Jack Letts, known as ‘Jihadi Jack’ and now aged 21, left his hometown of Oxford for Syria in 2014, telling his parents he was going to Kuwait to study Arabic after converting to Islam and dropping out of school aged 18.
He was revealed to be the first white British man to be living in Isis’ so-called caliphate, although he denies he ever joined or fought on behalf of the militant organisation. Letts reportedly married while in Iraq and has a small child.
In May 2017, as the US-backed fight to drive Isis out of Syria gained momentum, he was captured by the Kurdish People’s Protection Units (YPG) after leaving jihadist-controlled territory.
Sinem Mohamad, the Democratic Federation of Northern Syria (DFNS)’s European representative, confirmed in a statement on Monday that Letts was being held in the Rojava capital of Qamishli and local police are still investigating his case.
The Kurdish authorities intend to hand him over to the UK or Canada – where he also holds citizenship – once the investigation into his links to Isis has concluded, she said.
“The outcome will be communicated to Jack’s parents, and their legal representatives and to the officials of relevant governments,” Ms Mohamed said.
Letts’ parents maintain that their son is innocent.

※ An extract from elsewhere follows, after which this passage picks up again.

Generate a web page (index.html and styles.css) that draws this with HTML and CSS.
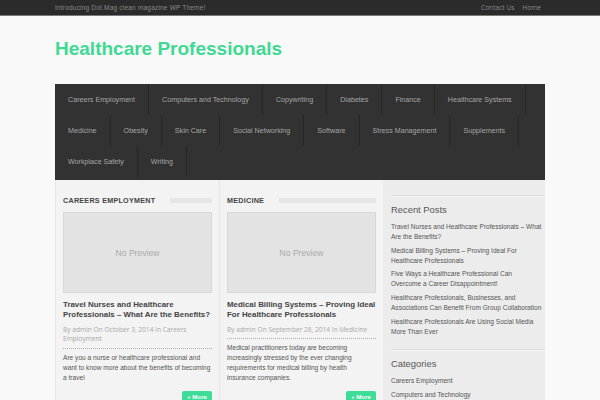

They have pleaded not guilty to charges of funding terrorism by sending cash to their son in an appeal due to be heard in the Supreme Court.
They have also accused the DFNS of holding Mr Letts in an “Guantanamo style black site” – an allegation that has been levelled at the conditions in Kurdish prisons several times.
“Isis brought inexplicable levels of terror on the peoples of Northern Syria/Rojava.
“Despite this fact, the DFNS is not less committed than European countries to treating the fighters from this terror group according to international human rights standards,” Ms Mohamed said.
While the Foreign Office’s official position is that the government cannot assist British nationals in Syria, returning fighters pose a moral and legal headache for the UK authorities.
Last week, foreign office minister Rory Stewart said that it was in the UK’s interests for Isis fighters to be killed in Syria rather than return home.
The Red Cross and other human rights organisations have warned that “dehumanising rhetoric” is not helpful when it comes to the fate of Isis fighters, and rights must be upheld across the board.